When an Actor receives a message, it can concurrently:
- send messages to (unforgeable) addresses of Actors that it has;
- create new Actors;
- designate how to handle the next message it receives.
What is an address?
It is a consequence of the Actor Model that there are some computations that cannot be implemented in the lambda calculus.
Proof?
The Actor Model is a mathematical theory of computation that treats “Actors” as the universal primitives of concurrent digital computation [Hewitt, Bishop, and Steiger 1973; Hewitt 1977]
So, this is where we should look for the definition of an Actor.
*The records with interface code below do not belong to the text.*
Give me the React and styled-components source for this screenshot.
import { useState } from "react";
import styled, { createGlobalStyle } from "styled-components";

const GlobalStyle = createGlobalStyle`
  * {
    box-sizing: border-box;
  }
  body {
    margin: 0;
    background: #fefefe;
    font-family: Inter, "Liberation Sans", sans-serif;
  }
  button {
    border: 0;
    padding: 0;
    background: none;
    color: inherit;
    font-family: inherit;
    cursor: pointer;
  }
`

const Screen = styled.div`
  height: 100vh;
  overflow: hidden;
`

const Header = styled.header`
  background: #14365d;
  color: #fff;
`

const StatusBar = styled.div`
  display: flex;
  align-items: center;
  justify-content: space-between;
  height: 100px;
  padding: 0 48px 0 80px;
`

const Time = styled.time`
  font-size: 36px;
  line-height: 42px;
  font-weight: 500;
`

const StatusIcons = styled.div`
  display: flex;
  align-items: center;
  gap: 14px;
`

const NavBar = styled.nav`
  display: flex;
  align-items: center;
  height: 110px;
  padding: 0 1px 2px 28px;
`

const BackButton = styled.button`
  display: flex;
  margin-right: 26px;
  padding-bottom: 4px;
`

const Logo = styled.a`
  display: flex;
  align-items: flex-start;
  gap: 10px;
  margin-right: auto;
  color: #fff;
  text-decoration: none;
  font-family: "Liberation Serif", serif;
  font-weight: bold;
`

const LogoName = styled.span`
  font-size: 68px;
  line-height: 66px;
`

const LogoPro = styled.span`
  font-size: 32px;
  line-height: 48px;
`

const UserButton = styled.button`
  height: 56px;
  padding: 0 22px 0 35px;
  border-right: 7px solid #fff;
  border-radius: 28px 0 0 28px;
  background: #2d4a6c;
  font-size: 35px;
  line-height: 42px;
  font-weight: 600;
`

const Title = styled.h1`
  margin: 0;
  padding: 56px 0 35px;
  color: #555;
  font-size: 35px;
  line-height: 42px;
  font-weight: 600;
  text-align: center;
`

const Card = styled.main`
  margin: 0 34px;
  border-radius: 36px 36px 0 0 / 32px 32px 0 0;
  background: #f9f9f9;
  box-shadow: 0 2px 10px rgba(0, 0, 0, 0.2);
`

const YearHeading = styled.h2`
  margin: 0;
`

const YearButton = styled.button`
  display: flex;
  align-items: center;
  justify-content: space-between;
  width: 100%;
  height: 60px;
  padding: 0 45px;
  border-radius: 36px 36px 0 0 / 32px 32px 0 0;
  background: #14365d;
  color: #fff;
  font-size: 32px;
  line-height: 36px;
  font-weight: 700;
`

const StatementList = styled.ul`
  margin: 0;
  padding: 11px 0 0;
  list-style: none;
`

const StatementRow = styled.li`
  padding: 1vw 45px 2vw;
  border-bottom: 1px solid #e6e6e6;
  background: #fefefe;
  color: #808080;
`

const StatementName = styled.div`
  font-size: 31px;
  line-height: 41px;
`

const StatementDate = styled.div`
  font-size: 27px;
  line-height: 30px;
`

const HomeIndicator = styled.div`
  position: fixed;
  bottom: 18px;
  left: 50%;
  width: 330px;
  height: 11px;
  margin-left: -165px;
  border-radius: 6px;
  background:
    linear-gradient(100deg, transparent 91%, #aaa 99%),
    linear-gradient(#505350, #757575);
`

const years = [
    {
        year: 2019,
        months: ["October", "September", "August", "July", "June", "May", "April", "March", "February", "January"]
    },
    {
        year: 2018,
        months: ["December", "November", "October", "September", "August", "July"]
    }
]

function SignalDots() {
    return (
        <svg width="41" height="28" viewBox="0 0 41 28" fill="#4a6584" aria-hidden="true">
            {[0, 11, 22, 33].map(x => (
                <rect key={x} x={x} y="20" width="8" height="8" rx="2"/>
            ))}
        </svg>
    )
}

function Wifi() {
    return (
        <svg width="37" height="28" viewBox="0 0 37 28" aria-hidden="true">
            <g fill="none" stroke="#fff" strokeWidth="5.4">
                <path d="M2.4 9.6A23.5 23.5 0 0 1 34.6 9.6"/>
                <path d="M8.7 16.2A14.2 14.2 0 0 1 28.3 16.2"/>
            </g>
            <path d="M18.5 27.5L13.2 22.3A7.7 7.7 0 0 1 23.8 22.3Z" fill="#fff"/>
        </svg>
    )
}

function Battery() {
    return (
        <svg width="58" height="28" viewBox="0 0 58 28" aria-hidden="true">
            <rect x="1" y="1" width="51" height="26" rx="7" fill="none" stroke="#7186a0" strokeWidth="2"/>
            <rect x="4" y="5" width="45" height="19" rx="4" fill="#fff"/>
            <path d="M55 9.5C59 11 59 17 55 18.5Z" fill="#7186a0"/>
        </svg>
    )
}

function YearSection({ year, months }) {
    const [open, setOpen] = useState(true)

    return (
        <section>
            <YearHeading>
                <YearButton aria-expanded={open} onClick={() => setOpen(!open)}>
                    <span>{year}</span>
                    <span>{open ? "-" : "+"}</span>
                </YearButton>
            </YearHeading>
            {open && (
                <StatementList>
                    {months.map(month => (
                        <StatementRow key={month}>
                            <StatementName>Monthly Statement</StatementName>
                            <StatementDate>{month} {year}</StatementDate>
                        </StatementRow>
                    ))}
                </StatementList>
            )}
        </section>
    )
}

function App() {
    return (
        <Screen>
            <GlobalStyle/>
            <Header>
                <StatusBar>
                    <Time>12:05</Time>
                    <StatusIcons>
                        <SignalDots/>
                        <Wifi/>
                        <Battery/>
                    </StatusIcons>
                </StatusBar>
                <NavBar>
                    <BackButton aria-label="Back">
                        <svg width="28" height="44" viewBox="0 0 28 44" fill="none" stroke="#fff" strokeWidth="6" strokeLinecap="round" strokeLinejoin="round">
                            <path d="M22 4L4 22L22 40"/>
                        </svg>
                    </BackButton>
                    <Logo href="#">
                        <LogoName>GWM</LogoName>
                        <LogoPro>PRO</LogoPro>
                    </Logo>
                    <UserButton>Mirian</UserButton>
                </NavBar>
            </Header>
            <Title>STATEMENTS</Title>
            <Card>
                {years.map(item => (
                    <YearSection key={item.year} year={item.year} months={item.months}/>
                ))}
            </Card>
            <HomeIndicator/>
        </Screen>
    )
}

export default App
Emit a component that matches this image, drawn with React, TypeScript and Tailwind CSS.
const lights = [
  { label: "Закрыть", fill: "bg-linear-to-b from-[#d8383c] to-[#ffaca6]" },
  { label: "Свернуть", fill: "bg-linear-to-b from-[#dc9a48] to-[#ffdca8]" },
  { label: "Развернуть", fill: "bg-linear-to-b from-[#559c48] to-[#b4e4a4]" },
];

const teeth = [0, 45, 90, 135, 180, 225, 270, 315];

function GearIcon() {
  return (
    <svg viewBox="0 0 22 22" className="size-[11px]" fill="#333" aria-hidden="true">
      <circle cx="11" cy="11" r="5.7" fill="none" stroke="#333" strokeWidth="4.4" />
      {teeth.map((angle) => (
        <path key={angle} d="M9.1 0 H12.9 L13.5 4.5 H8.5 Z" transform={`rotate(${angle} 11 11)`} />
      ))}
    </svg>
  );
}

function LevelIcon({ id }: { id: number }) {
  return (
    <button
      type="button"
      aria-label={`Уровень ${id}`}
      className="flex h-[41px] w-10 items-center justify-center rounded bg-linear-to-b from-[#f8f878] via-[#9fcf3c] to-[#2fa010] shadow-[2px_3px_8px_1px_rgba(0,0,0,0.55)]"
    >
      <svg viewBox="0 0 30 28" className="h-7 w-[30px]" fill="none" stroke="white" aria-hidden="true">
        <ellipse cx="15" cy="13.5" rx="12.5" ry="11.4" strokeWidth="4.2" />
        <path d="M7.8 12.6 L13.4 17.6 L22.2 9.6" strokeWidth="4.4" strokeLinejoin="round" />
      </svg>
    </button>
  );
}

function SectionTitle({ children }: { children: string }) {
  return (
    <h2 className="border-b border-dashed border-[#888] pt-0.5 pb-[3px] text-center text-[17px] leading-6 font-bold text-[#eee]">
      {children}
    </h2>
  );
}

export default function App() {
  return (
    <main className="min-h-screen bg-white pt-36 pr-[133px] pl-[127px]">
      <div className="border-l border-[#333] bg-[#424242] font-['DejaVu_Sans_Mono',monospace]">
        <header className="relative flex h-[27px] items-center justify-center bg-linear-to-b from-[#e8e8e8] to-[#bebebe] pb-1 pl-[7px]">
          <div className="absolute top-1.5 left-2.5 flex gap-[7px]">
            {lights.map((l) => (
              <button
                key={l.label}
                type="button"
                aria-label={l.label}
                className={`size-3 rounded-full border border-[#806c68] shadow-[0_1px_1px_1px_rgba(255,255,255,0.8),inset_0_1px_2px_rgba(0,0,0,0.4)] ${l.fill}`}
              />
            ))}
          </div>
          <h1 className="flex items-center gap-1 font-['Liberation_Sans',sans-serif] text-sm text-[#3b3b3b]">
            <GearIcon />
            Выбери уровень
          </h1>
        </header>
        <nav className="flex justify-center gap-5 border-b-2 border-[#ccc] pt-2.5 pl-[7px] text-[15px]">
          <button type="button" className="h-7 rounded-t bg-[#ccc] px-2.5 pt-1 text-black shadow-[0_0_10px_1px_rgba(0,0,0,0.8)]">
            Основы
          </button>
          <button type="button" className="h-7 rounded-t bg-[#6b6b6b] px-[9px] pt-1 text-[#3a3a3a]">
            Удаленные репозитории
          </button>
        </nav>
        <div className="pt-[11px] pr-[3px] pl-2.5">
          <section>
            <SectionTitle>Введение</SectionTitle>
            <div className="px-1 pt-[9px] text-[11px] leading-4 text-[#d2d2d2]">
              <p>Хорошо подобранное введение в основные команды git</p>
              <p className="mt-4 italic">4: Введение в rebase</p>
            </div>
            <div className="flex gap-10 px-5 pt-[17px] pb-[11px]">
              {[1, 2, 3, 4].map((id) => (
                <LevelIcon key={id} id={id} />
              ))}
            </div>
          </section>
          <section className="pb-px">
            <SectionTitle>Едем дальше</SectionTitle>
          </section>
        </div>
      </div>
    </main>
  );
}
The advent of massive concurrency through client-cloud computing and many-core computer architectures has galvanized interest in the Actor Model [Hewitt 2009b].
It took a few decades, but time seems to favor the actor model. Hewitt 2009b should explain why.
An Actor can only communicate with another Actor to which it has an address. Addresses can be implemented in a variety of ways:
- direct physical attachment
- memory or disk addresses
- network addresses
- email addresses
But why not just give definitions like mathematicians do? Just a sequence of consistent definitions and propositions, maybe with proofs.
The Actor Model is characterized by inherent concurrency of computation within and among Actors, dynamic creation of Actors, inclusion of Actor addresses in messages, and interaction only through direct asynchronous message passing with no restriction on message reception order.
direct asynchronous message passing?
The Actor Model differs from its predecessors and most current models of computation in that the Actor Model assumes the following:
- Concurrent execution in processing a message.
- The following are not required by an Actor: a thread, a mailbox, a
message queue, its own operating system process, etc.
- Message passing has the same overhead as looping and procedure
calling.
- Primitive Actors can be implemented in hardware.
Ok.
The Actor Model is based on one-way asynchronous communication. Once a message has been sent, it is the responsibility of the receiver. Messages in the Actor Model are decoupled from the sender and are delivered by the system on a best efforts basis. […] message passing is taken as fundamental in the Actor Model. […] laws for Actors [Baker and Hewitt 1977]
Fine.
The Actor Model supports indeterminacy because the reception order of messages can affect future behavior. Operations are said to be quasi-commutative to the extent that it doesn’t matter in which order they occur. To the extent possible, quasi-commutativity is used to reduce indeterminacy.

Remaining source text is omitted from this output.